**Stated goal**
Filter these entries, keeping only lines that hold the word "table".
>> Begin
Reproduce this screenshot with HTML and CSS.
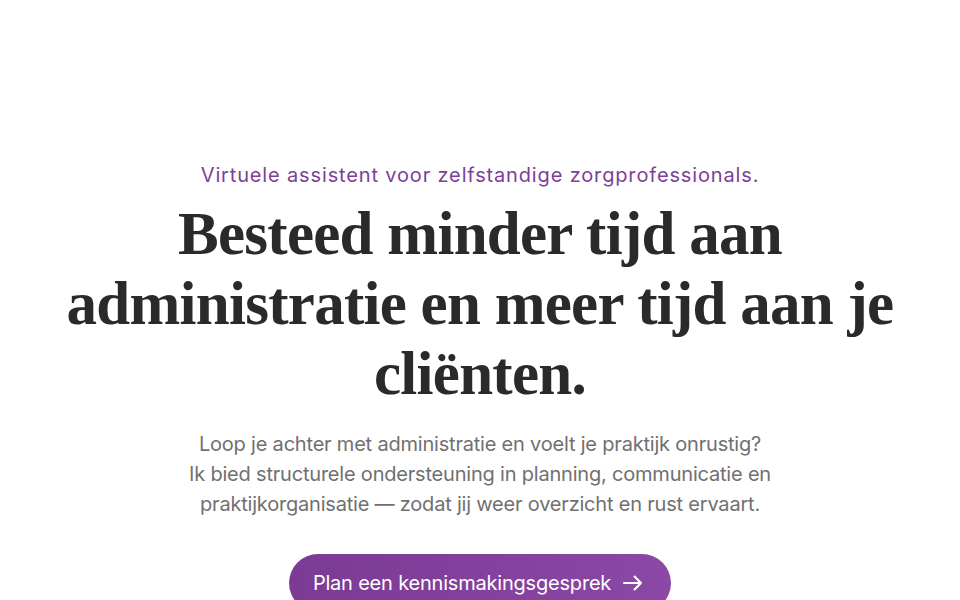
FILE: index.html
```html
<!DOCTYPE html>
<html lang="nl">
<head>
<meta charset="utf-8">
<title>Virtuele assistent</title>
<link rel="stylesheet" href="styles.css">
</head>
<body>
<main class="hero">
  <p class="eyebrow">Virtuele assistent voor zelfstandige zorgprofessionals.</p>
  <h1 class="title">Besteed minder tijd aan<br>administratie en meer tijd aan je<br>cliënten.</h1>
  <p class="lead">Loop je achter met administratie en voelt je praktijk onrustig?<br>Ik bied structurele ondersteuning in planning, communicatie en praktijkorganisatie — zodat jij weer overzicht en rust ervaart.</p>
  <a class="cta" href="#">Plan een kennismakingsgesprek
    <svg class="arrow" viewBox="0 0 24 24" width="24" height="24" aria-hidden="true"><path d="M3 12h17M13.5 5.5 20 12l-6.5 6.5" fill="none" stroke="currentColor" stroke-width="2" stroke-linecap="round" stroke-linejoin="round"/></svg>
  </a>
</main>
</body>
</html>
```
FILE: styles.css
```css
html, body {
  margin: 0;
  padding: 0;
  background: #ffffff;
}
body {
  font-family: "Inter", "Liberation Sans", sans-serif;
  overflow: hidden;
  height: 600px;
}
.hero {
  display: flex;
  flex-direction: column;
  align-items: center;
  text-align: center;
  padding-top: 161px;
}
.eyebrow {
  margin: 0;
  color: #7d3f98;
  font-size: 20px;
  line-height: 28px;
  letter-spacing: 0.85px;
}
.title {
  margin: 10px 0 0;
  font-family: "Liberation Serif", "DejaVu Serif", serif;
  font-weight: 700;
  font-size: 61px;
  line-height: 70px;
  letter-spacing: -0.012em;
  color: #2a2a2a;
}
.lead {
  margin: 20px 0 0;
  max-width: 600px;
  color: #707070;
  font-size: 20px;
  line-height: 30px;
  letter-spacing: -0.2px;
}
.cta {
  margin-top: 35px;
  display: inline-flex;
  align-items: center;
  gap: 10px;
  padding: 0 26px 0 24px;
  height: 58px;
  border-radius: 29px;
  background: linear-gradient(90deg, #7b3a94, #8b48a6);
  color: #ffffff;
  text-decoration: none;
  font-size: 20px;
  letter-spacing: -0.01em;
}
.arrow {
  display: block;
}
```
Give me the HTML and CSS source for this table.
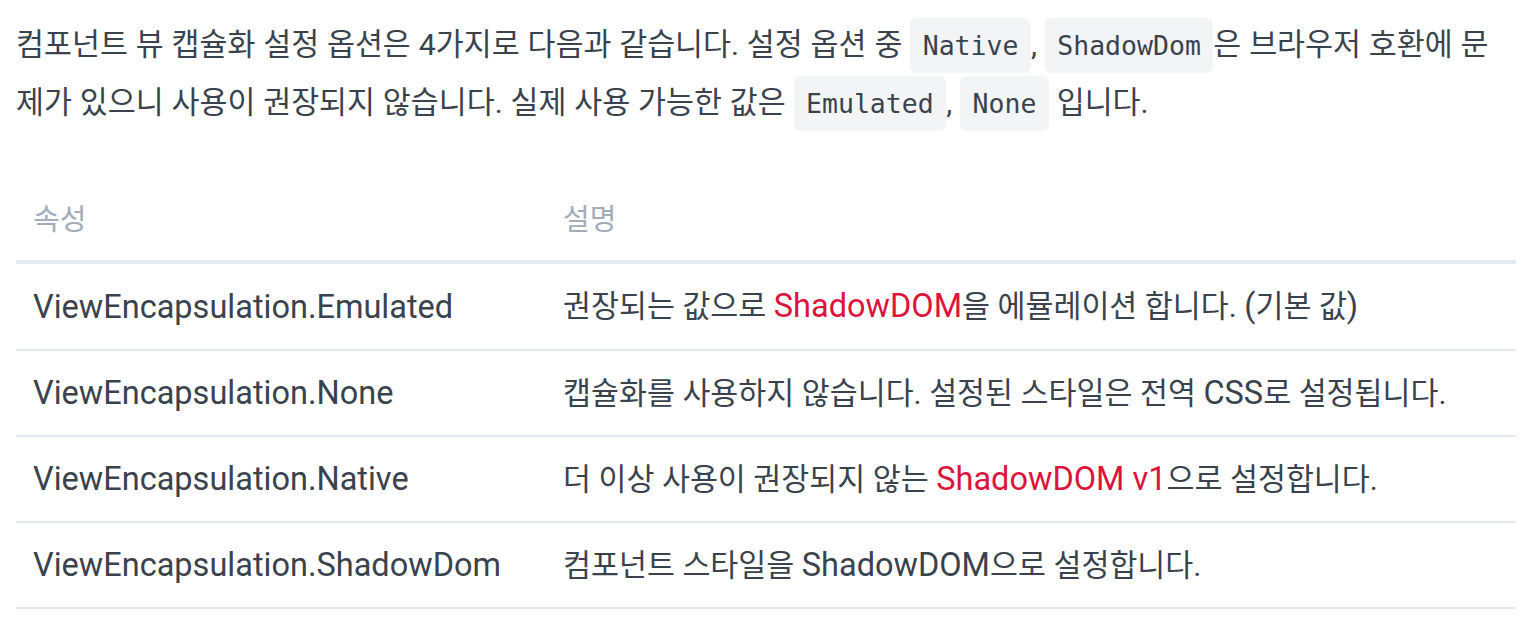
FILE: index.html
```html
<!DOCTYPE html>
<html lang="ko">
<head>
<meta charset="utf-8">
<link rel="stylesheet" href="styles.css">
</head>
<body>
<div class="content">
  <p class="intro">컴포넌트 뷰 캡슐화 설정 옵션은 4가지로 다음과 같습니다. 설정 옵션 중 <code>Native</code>, <code>ShadowDom</code>은 브라우저 호환에 문제가 있으니 사용이 권장되지 않습니다. 실제 사용 가능한 값은 <code>Emulated</code>, <code>None</code> 입니다.</p>
  <table class="opts">
    <thead>
      <tr><th class="col-name">속성</th><th>설명</th></tr>
    </thead>
    <tbody>
      <tr><td class="name">ViewEncapsulation.Emulated</td><td class="desc">권장되는 값으로 <span class="en hl">ShadowDOM</span>을 에뮬레이션 합니다. <span class="en">(</span>기본 값<span class="en">)</span></td></tr>
      <tr><td class="name">ViewEncapsulation.None</td><td class="desc">캡슐화를 사용하지 않습니다. 설정된 스타일은 전역 <span class="en">CSS</span>로 설정됩니다.</td></tr>
      <tr><td class="name">ViewEncapsulation.Native</td><td class="desc">더 이상 사용이 권장되지 않는 <span class="en hl">ShadowDOM v1</span>으로 설정합니다.</td></tr>
      <tr><td class="name">ViewEncapsulation.ShadowDom</td><td class="desc">컴포넌트 스타일을 <span class="en">ShadowDOM</span>으로 설정합니다.</td></tr>
    </tbody>
  </table>
</div>
</body>
</html>
```
FILE: styles.css
```css
html, body {
  margin: 0;
  padding: 0;
  background: #ffffff;
}
.content {
  padding: 0 16px;
  color: #3a434d;
  font-family: Roboto, "Noto Sans CJK KR", sans-serif;
}
.intro {
  margin: 16px 0 0 0;
  font-size: 30.4px;
  line-height: 58px;
  word-spacing: 0.3px;
}
.intro code {
  font-family: "DejaVu Sans Mono", monospace;
  font-size: 26.5px;
  line-height: 1;
  background: #f3f4f6;
  border-radius: 6px;
  padding: 12px 12.5px;
  color: #3a434d;
  word-spacing: 0;
}
.opts {
  margin-top: 42px;
  width: 1500px;
  table-layout: fixed;
  border-collapse: collapse;
  line-height: 36px;
}
.opts th {
  text-align: left;
  font-weight: 400;
  color: #a3adba;
  font-size: 29px;
  padding: 28px 17px 22px;
  border-bottom: 4px solid #e5e9f0;
}
.opts th.col-name {
  width: 496px;
}
.opts td {
  padding: 0 17px;
  height: 84px;
  vertical-align: middle;
  border-bottom: 2px solid #e6eaf0;
  white-space: nowrap;
}
.opts tbody tr:first-child td {
  height: 85px;
}
.opts td.name {
  font-size: 32.5px;
}
.opts td.desc {
  font-size: 30.4px;
}
.opts .en {
  font-size: 32.5px;
}
.hl {
  color: #dc143c;
}
```
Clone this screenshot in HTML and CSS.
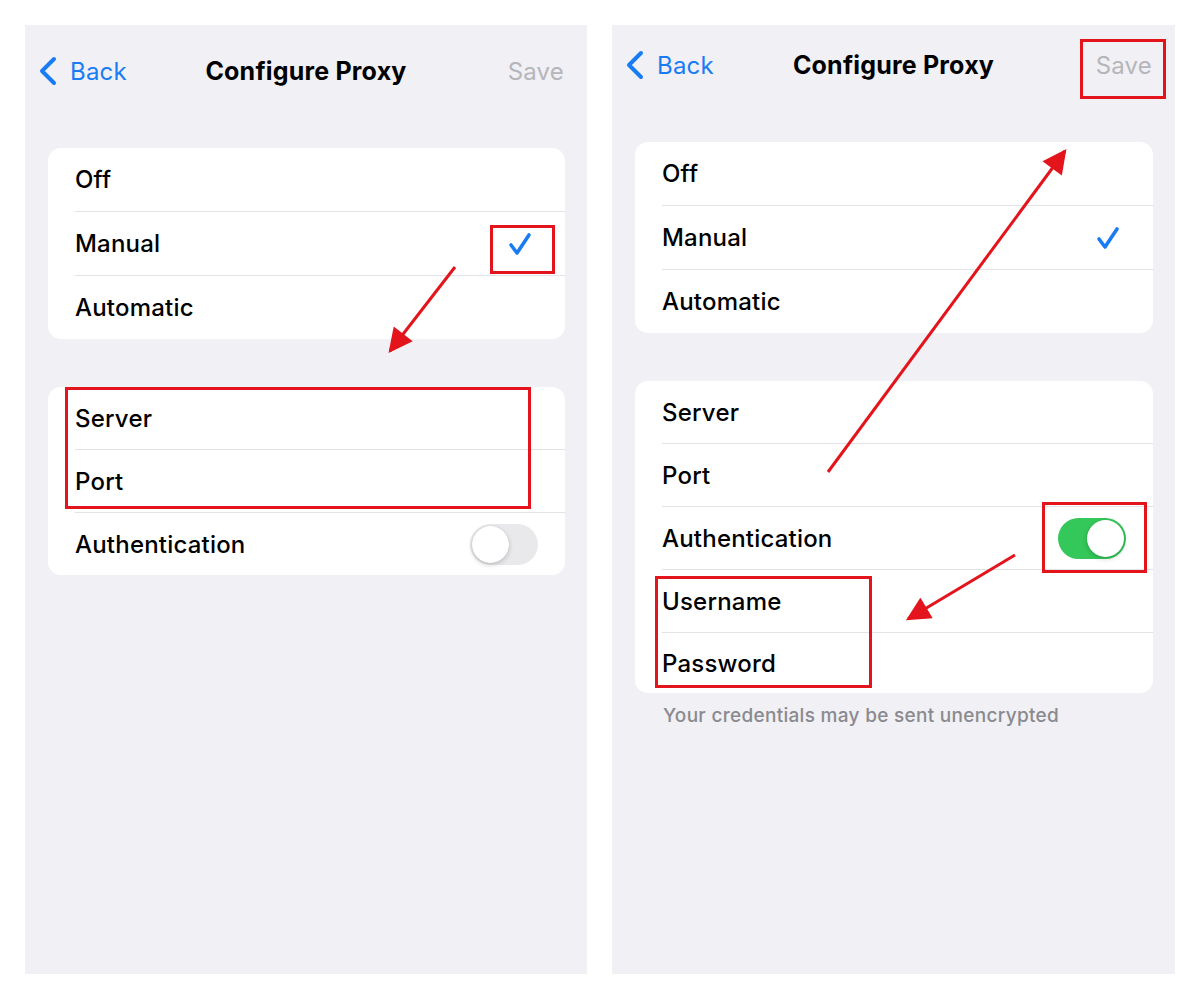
FILE: index.html
```html
<!DOCTYPE html>
<html lang="en">
<head>
<meta charset="utf-8">
<title>Configure Proxy</title>
<link rel="stylesheet" href="styles.css">
</head>
<body>
<div class="page">
  <section class="screen screen-left">
    <header class="nav">
      <div class="nav-back">
        <svg class="chev" width="20" height="30" viewBox="0 0 20 30"><path d="M16 3 L4 15 L16 27" fill="none" stroke="#1a7cf5" stroke-width="4" stroke-linecap="round" stroke-linejoin="round"/></svg>
        <span>Back</span>
      </div>
      <div class="nav-title">Configure Proxy</div>
      <div class="nav-save">Save</div>
    </header>

    <div class="card card-first">
      <div class="row">Off</div>
      <div class="row"><span>Manual</span>
        <svg class="check" width="24" height="24" viewBox="0 0 24 24"><path d="M3 13 L9 21 L21 3" fill="none" stroke="#1a7cf5" stroke-width="3.6" stroke-linecap="round" stroke-linejoin="round"/></svg>
      </div>
      <div class="row">Automatic</div>
    </div>

    <div class="card card-second">
      <div class="row row-s">Server</div>
      <div class="row row-s">Port</div>
      <div class="row row-s"><span>Authentication</span><span class="toggle"><span class="knob"></span></span></div>
    </div>
  </section>

  <section class="screen screen-right">
    <header class="nav">
      <div class="nav-back">
        <svg class="chev" width="20" height="30" viewBox="0 0 20 30"><path d="M16 3 L4 15 L16 27" fill="none" stroke="#1a7cf5" stroke-width="4" stroke-linecap="round" stroke-linejoin="round"/></svg>
        <span>Back</span>
      </div>
      <div class="nav-title">Configure Proxy</div>
      <div class="nav-save">Save</div>
    </header>

    <div class="card card-first">
      <div class="row">Off</div>
      <div class="row"><span>Manual</span>
        <svg class="check" width="24" height="24" viewBox="0 0 24 24"><path d="M3 13 L9 21 L21 3" fill="none" stroke="#1a7cf5" stroke-width="3.6" stroke-linecap="round" stroke-linejoin="round"/></svg>
      </div>
      <div class="row">Automatic</div>
    </div>

    <div class="card card-second">
      <div class="row row-s">Server</div>
      <div class="row row-s">Port</div>
      <div class="row row-s"><span>Authentication</span><span class="toggle toggle-on"><span class="knob"></span></span></div>
      <div class="row row-s">Username</div>
      <div class="row row-s row-last">Password</div>
    </div>
    <p class="footnote">Your credentials may be sent unencrypted</p>
  </section>

  <svg class="annot" width="1200" height="1000" viewBox="0 0 1200 1000">
    <defs>
      <marker id="ah" viewBox="0 0 10 10" refX="9" refY="5" markerWidth="26" markerHeight="24" markerUnits="userSpaceOnUse" orient="auto">
        <path d="M0 0 L10 5 L0 10 z" fill="#e3141b"/>
      </marker>
    </defs>
    <g fill="none" stroke="#e3141b" stroke-width="3">
      <rect x="491.5" y="226.5" width="62" height="46"/>
      <rect x="66.5" y="388.5" width="463" height="119"/>
      <rect x="1081.5" y="40.5" width="83" height="57"/>
      <rect x="1043.5" y="503.5" width="102" height="68"/>
      <rect x="656.5" y="577.5" width="214" height="109"/>
      <line x1="455" y1="267" x2="390" y2="351" marker-end="url(#ah)"/>
      <line x1="828" y1="472" x2="1065" y2="151" marker-end="url(#ah)"/>
      <line x1="1015" y1="555" x2="908" y2="619" marker-end="url(#ah)"/>
    </g>
  </svg>
</div>
</body>
</html>
```

FILE: styles.css
```css
* { box-sizing: border-box; }

html, body {
  margin: 0;
  padding: 0;
  background: #ffffff;
}

body {
  font-family: "Inter", "Roboto", "Liberation Sans", sans-serif;
  color: #000;
  -webkit-font-smoothing: antialiased;
}

.page {
  position: relative;
  width: 1200px;
  height: 1000px;
  display: flex;
  gap: 25px;
  padding: 25px 0 0 25px;
}

.screen {
  width: 562px;
  height: 949px;
  background: #f0f0f5;
  display: flex;
  flex-direction: column;
  padding-top: 24px;
}

.screen-right {
  width: 563px;
  padding-top: 18px;
}

.nav {
  height: 44px;
  display: grid;
  grid-template-columns: 1fr auto 1fr;
  align-items: center;
  padding: 0 23px;
  font-size: 24px;
  letter-spacing: 0.2px;
}

.nav-back {
  display: flex;
  align-items: center;
  margin-left: -10px;
  color: #1a7cf5;
}

.chev {
  margin-right: 12px;
}

.nav-title {
  font-size: 25px;
  font-weight: 700;
  letter-spacing: 0.2px;
}

.nav-save {
  justify-self: end;
  color: #b6b6ba;
}

.card {
  background: #ffffff;
  border-radius: 13px;
  margin: 0 22px 0 23px;
  overflow: hidden;
}

.card-first {
  margin-top: 55px;
}

.card-second {
  margin-top: 48px;
}

.row {
  height: 63px;
  margin-left: 27px;
  padding-right: 27px;
  display: flex;
  align-items: center;
  justify-content: space-between;
  font-size: 24px;
  font-weight: 500;
  letter-spacing: 0.2px;
}

.row + .row {
  height: 64px;
  border-top: 1px solid #e3e3e7;
}

.row-s {
  height: 62px;
}

.row-s + .row-s {
  height: 63px;
}

.row-s.row-last {
  height: 61px;
}

.check {
  margin-right: 6px;
}

.toggle {
  position: relative;
  width: 68px;
  height: 41px;
  border-radius: 21px;
  background: #e9e9ec;
  display: flex;
  align-items: center;
  padding: 2px;
}

.knob {
  width: 37px;
  height: 37px;
  border-radius: 50%;
  background: #ffffff;
  box-shadow: 0 2px 5px rgba(0, 0, 0, 0.18), 0 0 1px rgba(0, 0, 0, 0.15);
}

.toggle-on {
  background: #34c759;
  justify-content: flex-end;
}

.footnote {
  margin: 11px 0 0 51px;
  font-size: 19px;
  font-weight: 500;
  letter-spacing: 0.3px;
  color: #8a8a8e;
}

.annot {
  position: absolute;
  left: 0;
  top: 0;
  pointer-events: none;
}
```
>> End
**Problem solution**
Give me the HTML and CSS source for this table.
  <table class="opts">
  </table>
  table-layout: fixed;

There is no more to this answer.